If it sounds like What do we see when we look at the sky? is a twee and eccentric fantasy like Amélie, it’s not. Lisa and Giorgi’s piece gradually becomes part of a larger whole. Koberidze turns his attention to the setting: Kutaisi, its people, animals, culture, history and public spaces. Holding the film deliberately paced and meticulously framed is Koberidze’s deadpan voiceover.
As I couldn’t stop watching, I grew impatient wondering where this movie is going. I finally found an answer in the scene I mentioned at the beginning.
When we look up at the sky, we are blinded by the sun, infinity, the universe itself, and we feel tiny, part of a common humanity. The universality of this experience and the need to see the world again with a curious and benevolent gaze is what Koberidze communicates with his film.
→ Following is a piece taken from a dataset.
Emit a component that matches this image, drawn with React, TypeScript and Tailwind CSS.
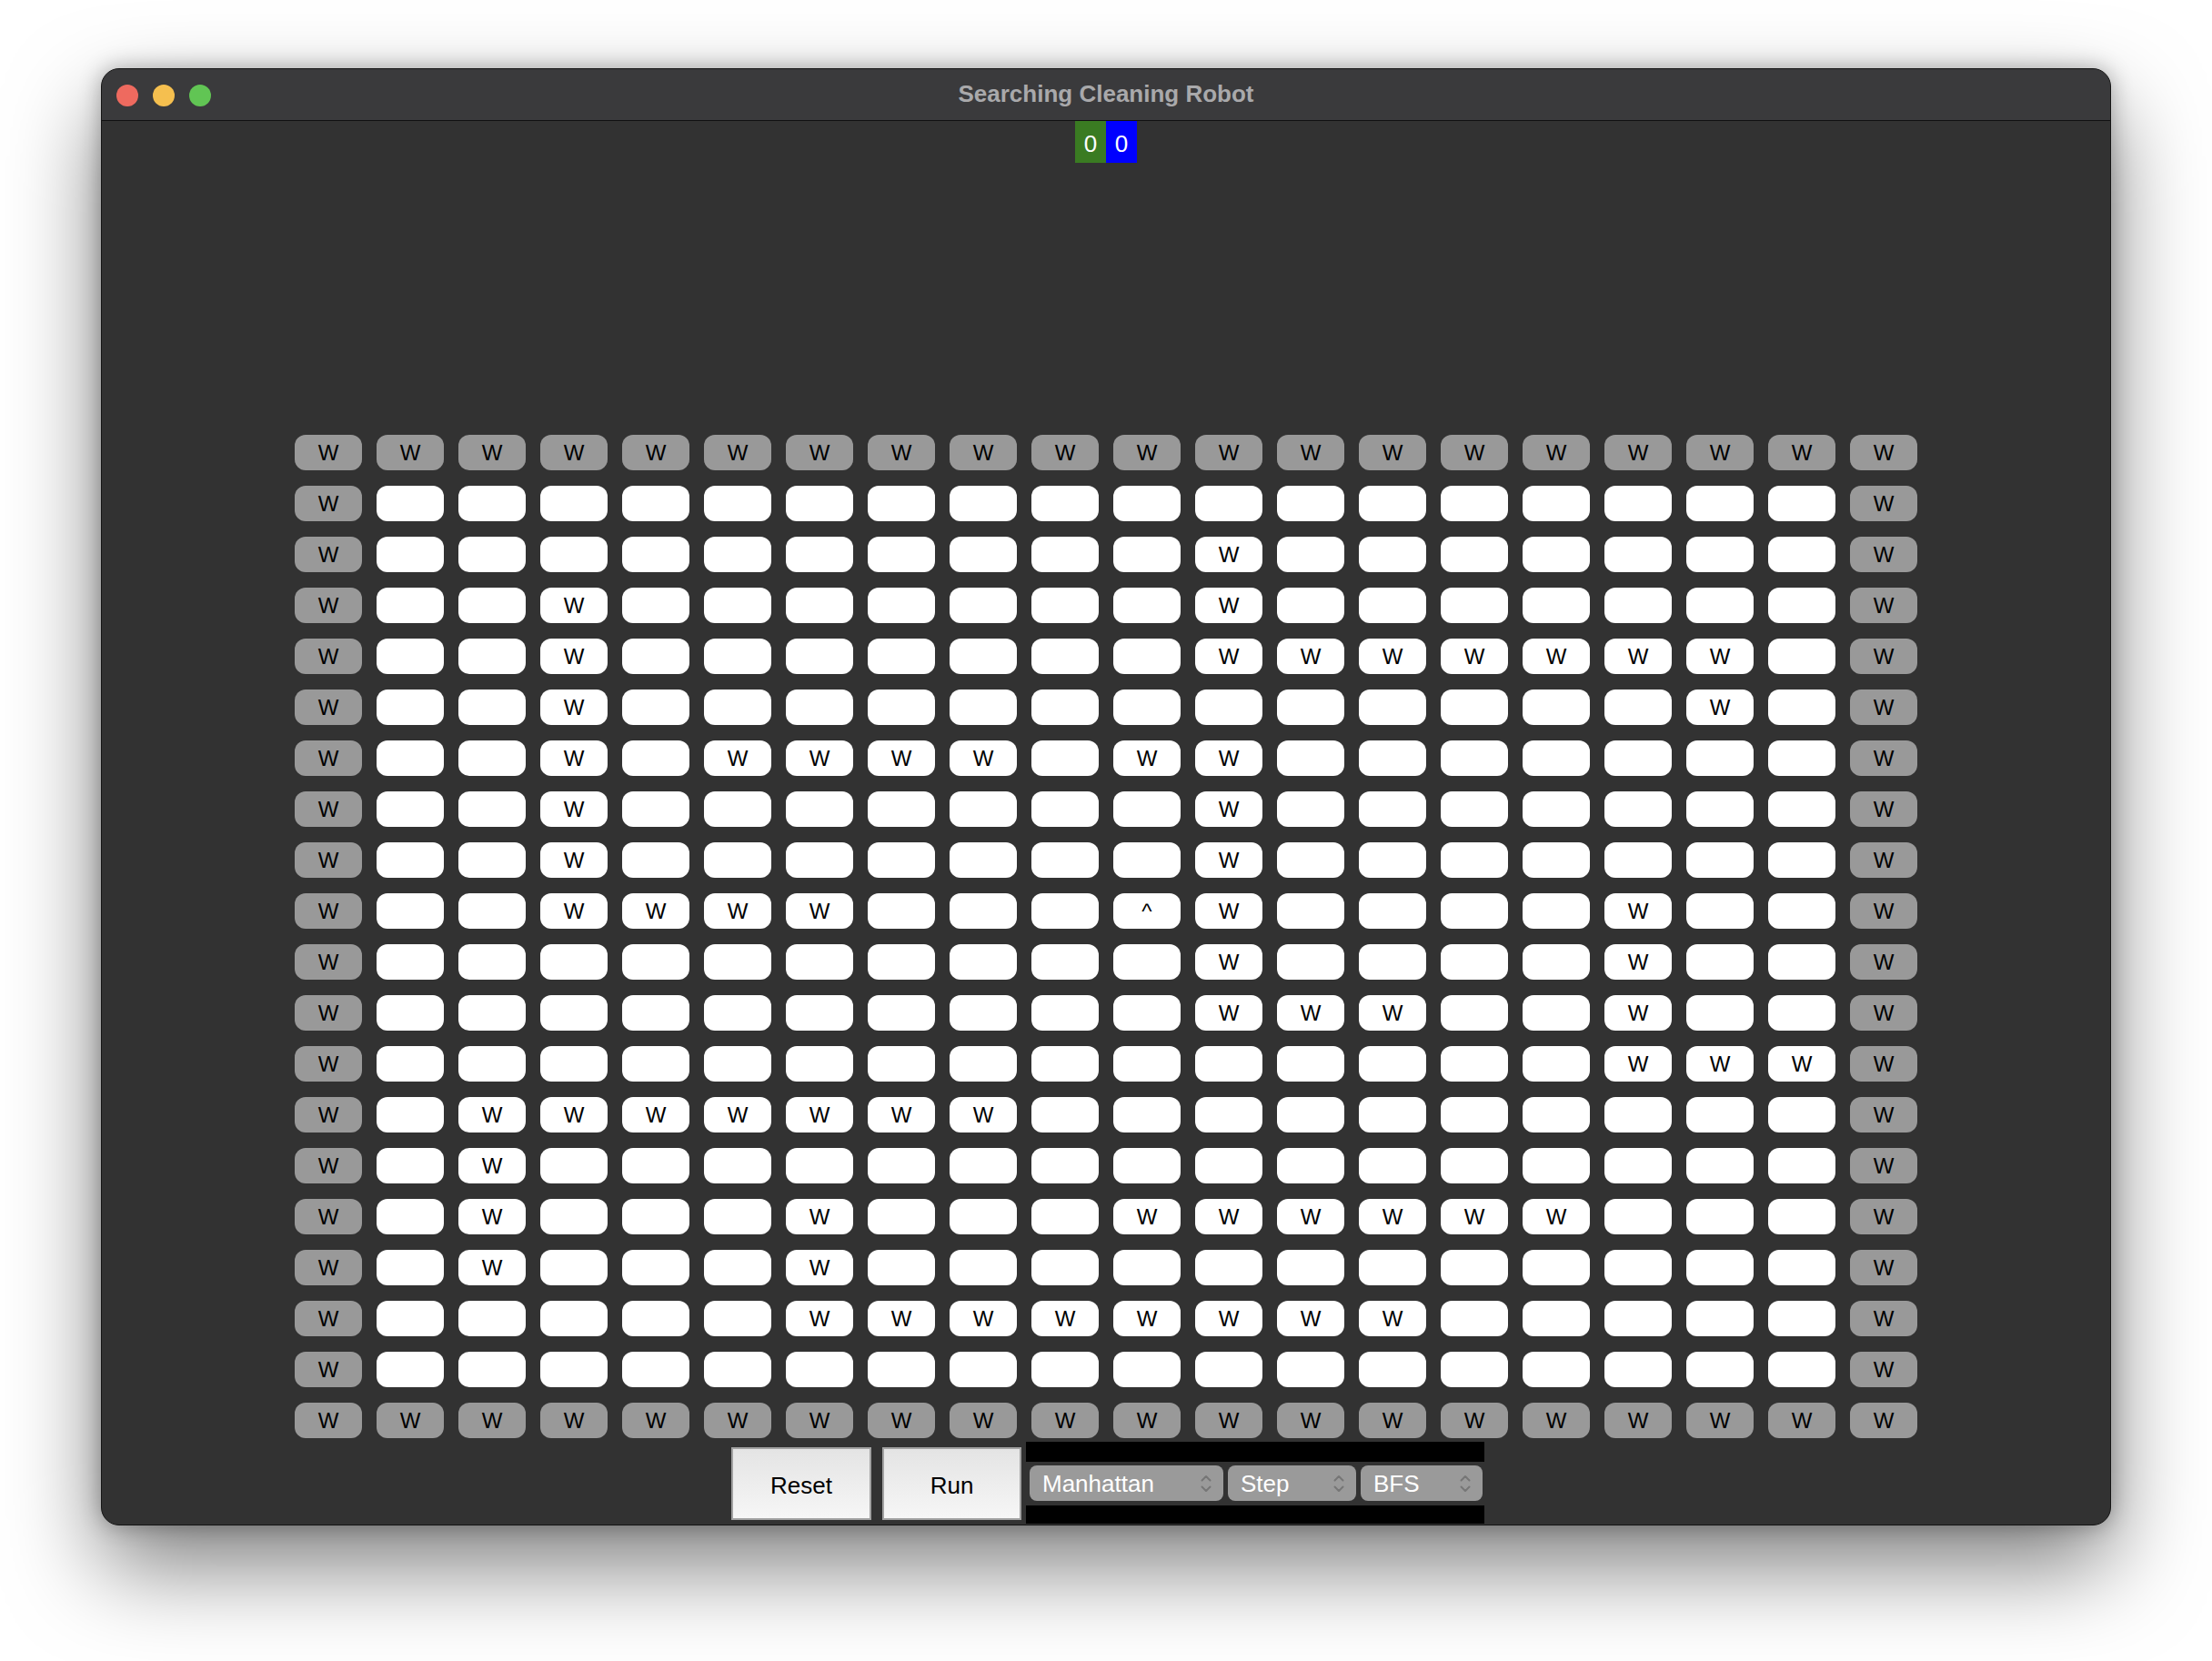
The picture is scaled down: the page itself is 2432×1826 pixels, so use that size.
import React from "react";

const WALLS: Record<number, number[]> = {
  2: [11],
  3: [3, 11],
  4: [3, 11, 12, 13, 14, 15, 16, 17],
  5: [3, 17],
  6: [3, 5, 6, 7, 8, 10, 11],
  7: [3, 11],
  8: [3, 11],
  9: [3, 4, 5, 6, 11, 16],
  10: [11, 16],
  11: [11, 12, 13, 16],
  12: [16, 17, 18],
  13: [2, 3, 4, 5, 6, 7, 8],
  14: [2],
  15: [2, 6, 10, 11, 12, 13, 14, 15],
  16: [2, 6],
  17: [6, 7, 8, 9, 10, 11, 12, 13],
};

type Kind = "edge" | "wall" | "empty" | "robot";

function cellKind(r: number, c: number): Kind {
  if (r === 0 || r === 19 || c === 0 || c === 19) return "edge";
  if (r === 9 && c === 10) return "robot";
  if ((WALLS[r] || []).includes(c)) return "wall";
  return "empty";
}

function Chevrons() {
  return (
    <svg width="14" height="22" viewBox="0 0 14 22" fill="none" stroke="#767676" strokeWidth="2" strokeLinecap="round" strokeLinejoin="round">
      <path d="M2.5 7.5 L7 3 L11.5 7.5" />
      <path d="M2.5 14.5 L7 19 L11.5 14.5" />
    </svg>
  );
}

function Select({ label, width }: { label: string; width: string }) {
  return (
    <div className={`${width} h-[39px] rounded-[8px] bg-[#9a9a9a] flex items-center justify-between pl-[14px] pr-[12px]`}>
      <span className="text-white text-[26px] leading-none">{label}</span>
      <Chevrons />
    </div>
  );
}

export default function App() {
  const rows = Array.from({ length: 20 }, (_, r) => r);
  const cols = Array.from({ length: 20 }, (_, c) => c);
  return (
    <div className="min-h-[1826px] w-full bg-white pt-[75px] pl-[111px] font-['Liberation_Sans',Arial,sans-serif]">
      <div className="w-[2210px] h-[1602px] rounded-[20px] border border-[#151515] bg-[#323232] overflow-hidden flex flex-col shadow-[0_45px_100px_rgba(0,0,0,0.5),0_0_24px_rgba(0,0,0,0.3)]">
        {/* Title bar */}
        <div className="h-[57px] shrink-0 bg-[#3a3a3c] border-b border-[#111] grid grid-cols-[1fr_auto_1fr] items-center">
          <div className="flex items-center gap-[16px] pl-[16px] pt-[1px]">
            <div className="w-[24px] h-[24px] rounded-full bg-[#ee6a5f]" />
            <div className="w-[24px] h-[24px] rounded-full bg-[#f5bf4f]" />
            <div className="w-[24px] h-[24px] rounded-full bg-[#61c554]" />
          </div>
          <div className="text-[26px] font-bold text-[#a9a9ab] leading-none pb-[3px]">Searching Cleaning Robot</div>
          <div />
        </div>

        {/* Score */}
        <div className="h-[46px] shrink-0 flex justify-center">
          <div className="w-[34px] h-[46px] bg-[#3a7b22] text-white text-[26px] flex items-center justify-center pt-[5px]">0</div>
          <div className="w-[34px] h-[46px] bg-[#0000ff] text-white text-[26px] flex items-center justify-center pt-[5px]">0</div>
        </div>

        {/* Grid */}
        <div className="mt-[299px] flex justify-center">
          <div className="grid grid-cols-[repeat(20,74px)] grid-rows-[repeat(20,39px)] gap-x-[16px] gap-y-[17px]">
            {rows.map((r) =>
              cols.map((c) => {
                const k = cellKind(r, c);
                const bg = k === "edge" ? "bg-[#999999]" : "bg-white";
                const txt = k === "edge" || k === "wall" ? "W" : k === "robot" ? "^" : "";
                return (
                  <div
                    key={`${r}-${c}`}
                    className={`${bg} rounded-[12px] flex items-center justify-center text-black text-[24px] leading-none`}
                  >
                    {txt}
                  </div>
                );
              })
            )}
          </div>
        </div>

        {/* Controls */}
        <div className="mt-[4px] h-[90px] shrink-0 flex justify-center items-center pl-[4px]">
          <button className="mt-[2px] w-[154px] h-[80px] border-2 border-[#a2a2a2] bg-gradient-to-b from-[#e4e4e4] to-[#f6f6f6] text-black text-[26px] pt-[4px]">
            Reset
          </button>
          <button className="mt-[2px] ml-[12px] w-[153px] h-[80px] border-2 border-[#a2a2a2] bg-gradient-to-b from-[#e4e4e4] to-[#f6f6f6] text-black text-[26px] pt-[4px]">
            Run
          </button>
          <div className="ml-[5px] w-[504px] h-[90px] flex flex-col">
            <div className="h-[22px] bg-black" />
            <div className="h-[48px] bg-[#323232] flex items-start pt-[4px] pl-[4px] gap-[5px]">
              <Select label="Manhattan" width="w-[213px]" />
              <Select label="Step" width="w-[141px]" />
              <Select label="BFS" width="w-[134px]" />
            </div>
            <div className="h-[20px] bg-black" />
          </div>
        </div>
      </div>
    </div>
  );
}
For example, Faraz Fesharaki’s camera overlooks the city’s many football fans, sometimes framing someone’s head, feet, or face in close-up, or sometimes stepping away and observing the community as a whole, so they watch a game together. Koberidze’s voiceover tells the story of the city and its people. When the camera is turned to the dogs of the city, Koberidze’s narration gives them names, personalities, stories. In this football scene at the center of the film, Koberidze’s intention becomes clear. He asks us to pay attention to the people and the world around us.
I became confident with my interpretation in the second half of the film. The film is divided into two parts. The first part begins with a quote from the work of Georgian author Rezo Cheishvili: “‘These morons have never seen a crow,’ thought Guia A, ‘But you couldn’t notice anything on his face.'”
The second half, which begins after this football scene, begins with another quote: “Once I saw in Kutaisi market gioconda, she was selling herbs” from A Story Forgotten by All by Levan Chelidze.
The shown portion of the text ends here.